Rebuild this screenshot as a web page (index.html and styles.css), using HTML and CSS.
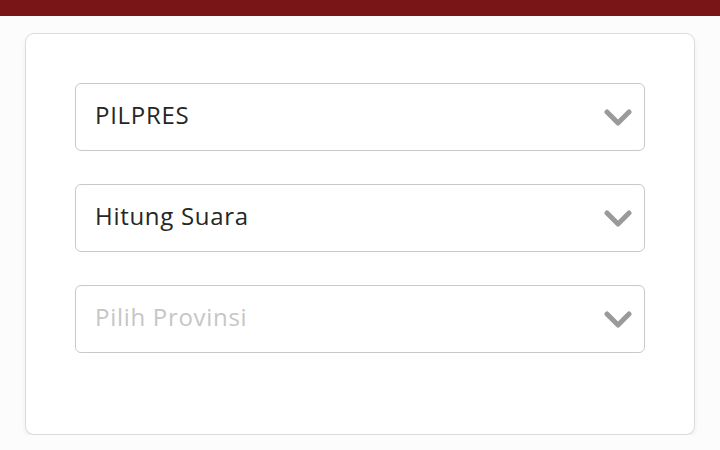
FILE: index.html
```html
<!DOCTYPE html>
<html>
<head>
<meta charset="utf-8">
<link rel="stylesheet" href="styles.css">
</head>
<body>
<div class="topbar"></div>
<main class="page">
  <div class="card">
    <div class="select"><span class="value">PILPRES</span><svg class="chev" viewBox="0 0 28 20"><path d="M3 4 L14 15 L25 4" fill="none" stroke="#9a9a9a" stroke-width="5" stroke-linecap="round" stroke-linejoin="round"/></svg></div>
    <div class="select"><span class="value">Hitung Suara</span><svg class="chev" viewBox="0 0 28 20"><path d="M3 4 L14 15 L25 4" fill="none" stroke="#9a9a9a" stroke-width="5" stroke-linecap="round" stroke-linejoin="round"/></svg></div>
    <div class="select"><span class="value placeholder">Pilih Provinsi</span><svg class="chev" viewBox="0 0 28 20"><path d="M3 4 L14 15 L25 4" fill="none" stroke="#9a9a9a" stroke-width="5" stroke-linecap="round" stroke-linejoin="round"/></svg></div>
  </div>
</main>
</body>
</html>
```
FILE: styles.css
```css
html, body { margin: 0; padding: 0; background: #fcfcfd; }
body { font-family: "Open Sans", "Noto Sans", sans-serif; }
.topbar { height: 16px; background: #7a1517; }
.page { padding: 17px 25px 0 25px; }
.card {
  background: #fff;
  border: 1px solid #dcdcdc;
  border-radius: 9px;
  box-shadow: 0 3px 5px rgba(0,0,0,0.07);
  padding: 49px 49px 81px 49px;
  display: flex;
  flex-direction: column;
  gap: 33px;
}
.select {
  height: 66px;
  border: 1px solid #c9c9c9;
  border-radius: 6px;
  display: flex;
  align-items: center;
  justify-content: space-between;
  padding: 0 12px 0 19px;
}
.value { font-size: 24px; color: #262626; letter-spacing: 0.7px; margin-top: -5px; }
.placeholder { color: #c6c6c6; }
.chev { width: 28px; height: 20px; margin-top: 2px; }
```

◆ **Written task**
Repeat the material above word for word and skip every image in it.

◆ **Task response**
Rebuild this screenshot as a web page (index.html and styles.css), using HTML and CSS.
FILE: index.html
```html
<!DOCTYPE html>
<html>
<head>
<meta charset="utf-8">
<link rel="stylesheet" href="styles.css">
</head>
<body>
<div class="topbar"></div>
<main class="page">
  <div class="card">
    <div class="select"><span class="value">PILPRES</span><svg class="chev" viewBox="0 0 28 20"><path d="M3 4 L14 15 L25 4" fill="none" stroke="#9a9a9a" stroke-width="5" stroke-linecap="round" stroke-linejoin="round"/></svg></div>
    <div class="select"><span class="value">Hitung Suara</span><svg class="chev" viewBox="0 0 28 20"><path d="M3 4 L14 15 L25 4" fill="none" stroke="#9a9a9a" stroke-width="5" stroke-linecap="round" stroke-linejoin="round"/></svg></div>
    <div class="select"><span class="value placeholder">Pilih Provinsi</span><svg class="chev" viewBox="0 0 28 20"><path d="M3 4 L14 15 L25 4" fill="none" stroke="#9a9a9a" stroke-width="5" stroke-linecap="round" stroke-linejoin="round"/></svg></div>
  </div>
</main>
</body>
</html>
```
FILE: styles.css
```css
html, body { margin: 0; padding: 0; background: #fcfcfd; }
body { font-family: "Open Sans", "Noto Sans", sans-serif; }
.topbar { height: 16px; background: #7a1517; }
.page { padding: 17px 25px 0 25px; }
.card {
  background: #fff;
  border: 1px solid #dcdcdc;
  border-radius: 9px;
  box-shadow: 0 3px 5px rgba(0,0,0,0.07);
  padding: 49px 49px 81px 49px;
  display: flex;
  flex-direction: column;
  gap: 33px;
}
.select {
  height: 66px;
  border: 1px solid #c9c9c9;
  border-radius: 6px;
  display: flex;
  align-items: center;
  justify-content: space-between;
  padding: 0 12px 0 19px;
}
.value { font-size: 24px; color: #262626; letter-spacing: 0.7px; margin-top: -5px; }
.placeholder { color: #c6c6c6; }
.chev { width: 28px; height: 20px; margin-top: 2px; }
```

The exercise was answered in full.